TASK DIRECTIONS:
Every record should be written out exactly, with the pictures left out.

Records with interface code
------------------------------------------------------------
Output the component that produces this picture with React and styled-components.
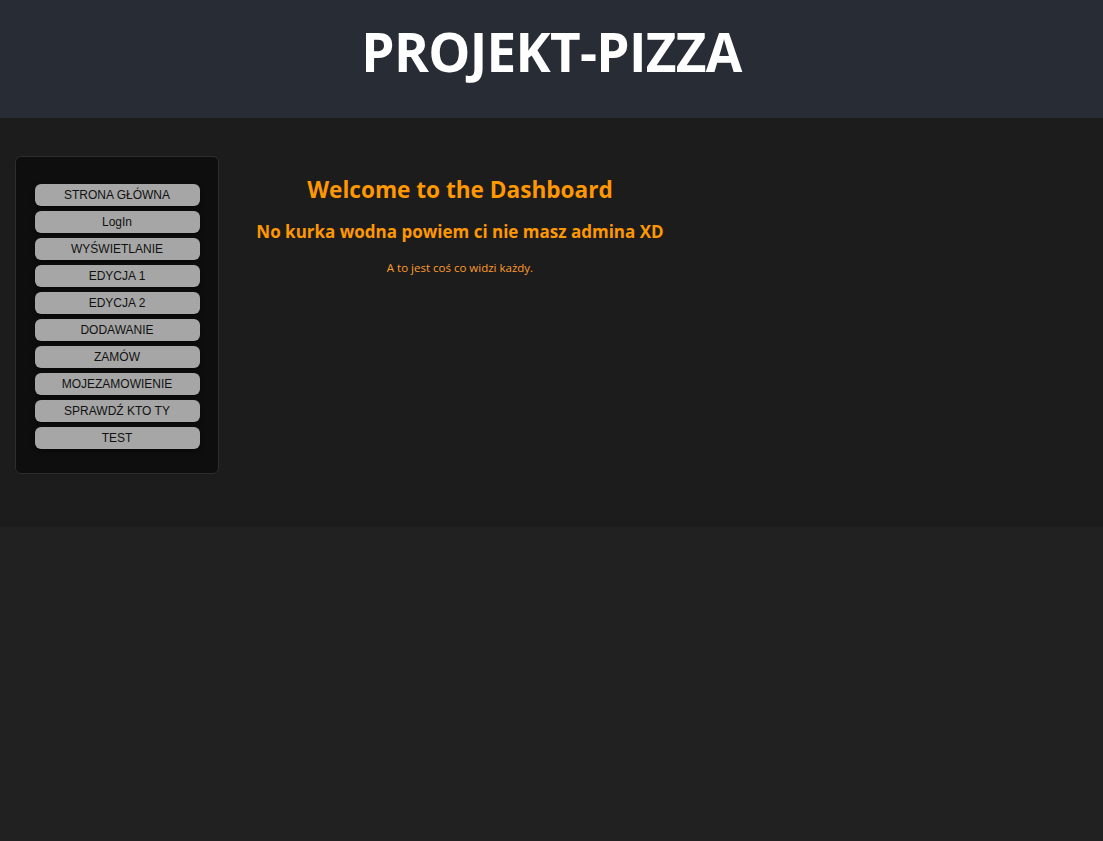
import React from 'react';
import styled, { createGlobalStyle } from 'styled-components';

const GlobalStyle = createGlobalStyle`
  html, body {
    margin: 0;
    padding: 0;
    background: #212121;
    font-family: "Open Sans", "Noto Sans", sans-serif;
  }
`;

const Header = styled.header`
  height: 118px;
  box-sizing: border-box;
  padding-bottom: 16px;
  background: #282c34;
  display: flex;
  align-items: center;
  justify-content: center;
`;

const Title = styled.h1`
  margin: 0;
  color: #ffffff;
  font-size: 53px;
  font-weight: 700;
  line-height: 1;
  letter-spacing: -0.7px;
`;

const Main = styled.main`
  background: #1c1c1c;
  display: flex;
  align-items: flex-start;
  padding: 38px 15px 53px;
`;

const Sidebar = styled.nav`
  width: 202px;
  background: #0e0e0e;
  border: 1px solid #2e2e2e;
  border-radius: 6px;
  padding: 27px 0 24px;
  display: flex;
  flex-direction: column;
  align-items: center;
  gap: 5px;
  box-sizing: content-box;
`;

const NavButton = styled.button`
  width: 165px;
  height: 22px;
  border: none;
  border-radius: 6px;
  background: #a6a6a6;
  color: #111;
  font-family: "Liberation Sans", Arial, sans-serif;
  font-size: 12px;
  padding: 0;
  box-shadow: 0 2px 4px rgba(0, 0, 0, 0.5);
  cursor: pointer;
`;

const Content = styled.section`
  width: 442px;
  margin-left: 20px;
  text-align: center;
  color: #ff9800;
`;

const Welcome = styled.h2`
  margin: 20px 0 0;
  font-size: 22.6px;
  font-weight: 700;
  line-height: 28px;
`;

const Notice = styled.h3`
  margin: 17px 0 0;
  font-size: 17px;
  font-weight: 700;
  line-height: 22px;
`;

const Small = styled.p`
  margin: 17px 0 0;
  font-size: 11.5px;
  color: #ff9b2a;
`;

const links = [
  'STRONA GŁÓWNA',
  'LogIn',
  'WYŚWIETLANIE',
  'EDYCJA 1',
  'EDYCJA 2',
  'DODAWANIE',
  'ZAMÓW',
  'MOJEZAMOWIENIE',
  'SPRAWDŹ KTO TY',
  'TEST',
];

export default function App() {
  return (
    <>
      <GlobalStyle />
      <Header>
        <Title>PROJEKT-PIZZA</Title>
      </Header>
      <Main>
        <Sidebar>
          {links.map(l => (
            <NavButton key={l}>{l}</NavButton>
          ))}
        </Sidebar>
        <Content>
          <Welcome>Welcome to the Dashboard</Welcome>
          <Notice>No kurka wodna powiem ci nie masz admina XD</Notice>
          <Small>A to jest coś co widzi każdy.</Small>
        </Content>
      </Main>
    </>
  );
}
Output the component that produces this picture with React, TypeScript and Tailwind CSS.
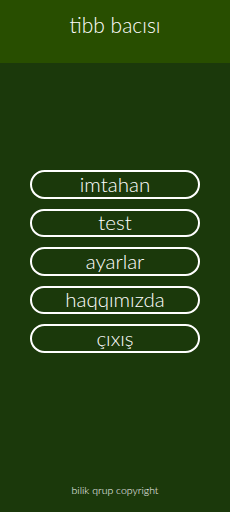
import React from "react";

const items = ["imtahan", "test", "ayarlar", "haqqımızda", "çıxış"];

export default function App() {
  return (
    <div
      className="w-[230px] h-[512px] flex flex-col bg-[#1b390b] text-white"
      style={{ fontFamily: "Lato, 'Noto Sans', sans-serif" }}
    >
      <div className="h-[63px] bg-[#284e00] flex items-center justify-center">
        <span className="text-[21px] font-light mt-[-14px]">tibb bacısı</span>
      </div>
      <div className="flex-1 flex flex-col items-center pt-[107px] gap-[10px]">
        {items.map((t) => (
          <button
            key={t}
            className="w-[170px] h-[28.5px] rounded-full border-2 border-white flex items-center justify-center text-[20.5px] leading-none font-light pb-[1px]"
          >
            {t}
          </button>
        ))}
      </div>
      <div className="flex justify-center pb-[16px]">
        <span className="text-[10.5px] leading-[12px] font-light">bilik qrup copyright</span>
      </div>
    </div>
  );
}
------------------------------------------------------------
RESULT OF THIS TASK:
Output the component that produces this picture with React and styled-components.
import React from 'react';
import styled, { createGlobalStyle } from 'styled-components';

const GlobalStyle = createGlobalStyle`
  html, body {
    margin: 0;
    padding: 0;
    background: #212121;
    font-family: "Open Sans", "Noto Sans", sans-serif;
  }
`;

const Header = styled.header`
  height: 118px;
  box-sizing: border-box;
  padding-bottom: 16px;
  background: #282c34;
  display: flex;
  align-items: center;
  justify-content: center;
`;

const Title = styled.h1`
  margin: 0;
  color: #ffffff;
  font-size: 53px;
  font-weight: 700;
  line-height: 1;
  letter-spacing: -0.7px;
`;

const Main = styled.main`
  background: #1c1c1c;
  display: flex;
  align-items: flex-start;
  padding: 38px 15px 53px;
`;

const Sidebar = styled.nav`
  width: 202px;
  background: #0e0e0e;
  border: 1px solid #2e2e2e;
  border-radius: 6px;
  padding: 27px 0 24px;
  display: flex;
  flex-direction: column;
  align-items: center;
  gap: 5px;
  box-sizing: content-box;
`;

const NavButton = styled.button`
  width: 165px;
  height: 22px;
  border: none;
  border-radius: 6px;
  background: #a6a6a6;
  color: #111;
  font-family: "Liberation Sans", Arial, sans-serif;
  font-size: 12px;
  padding: 0;
  box-shadow: 0 2px 4px rgba(0, 0, 0, 0.5);
  cursor: pointer;
`;

const Content = styled.section`
  width: 442px;
  margin-left: 20px;
  text-align: center;
  color: #ff9800;
`;

const Welcome = styled.h2`
  margin: 20px 0 0;
  font-size: 22.6px;
  font-weight: 700;
  line-height: 28px;
`;

const Notice = styled.h3`
  margin: 17px 0 0;
  font-size: 17px;
  font-weight: 700;
  line-height: 22px;
`;

const Small = styled.p`
  margin: 17px 0 0;
  font-size: 11.5px;
  color: #ff9b2a;
`;

const links = [
  'STRONA GŁÓWNA',
  'LogIn',
  'WYŚWIETLANIE',
  'EDYCJA 1',
  'EDYCJA 2',
  'DODAWANIE',
  'ZAMÓW',
  'MOJEZAMOWIENIE',
  'SPRAWDŹ KTO TY',
  'TEST',
];

export default function App() {
  return (
    <>
      <GlobalStyle />
      <Header>
        <Title>PROJEKT-PIZZA</Title>
      </Header>
      <Main>
        <Sidebar>
          {links.map(l => (
            <NavButton key={l}>{l}</NavButton>
          ))}
        </Sidebar>
        <Content>
          <Welcome>Welcome to the Dashboard</Welcome>
          <Notice>No kurka wodna powiem ci nie masz admina XD</Notice>
          <Small>A to jest coś co widzi każdy.</Small>
        </Content>
      </Main>
    </>
  );
}
Output the component that produces this picture with React, TypeScript and Tailwind CSS.
import React from "react";

const items = ["imtahan", "test", "ayarlar", "haqqımızda", "çıxış"];

export default function App() {
  return (
    <div
      className="w-[230px] h-[512px] flex flex-col bg-[#1b390b] text-white"
      style={{ fontFamily: "Lato, 'Noto Sans', sans-serif" }}
    >
      <div className="h-[63px] bg-[#284e00] flex items-center justify-center">
        <span className="text-[21px] font-light mt-[-14px]">tibb bacısı</span>
      </div>
      <div className="flex-1 flex flex-col items-center pt-[107px] gap-[10px]">
        {items.map((t) => (
          <button
            key={t}
            className="w-[170px] h-[28.5px] rounded-full border-2 border-white flex items-center justify-center text-[20.5px] leading-none font-light pb-[1px]"
          >
            {t}
          </button>
        ))}
      </div>
      <div className="flex justify-center pb-[16px]">
        <span className="text-[10.5px] leading-[12px] font-light">bilik qrup copyright</span>
      </div>
    </div>
  );
}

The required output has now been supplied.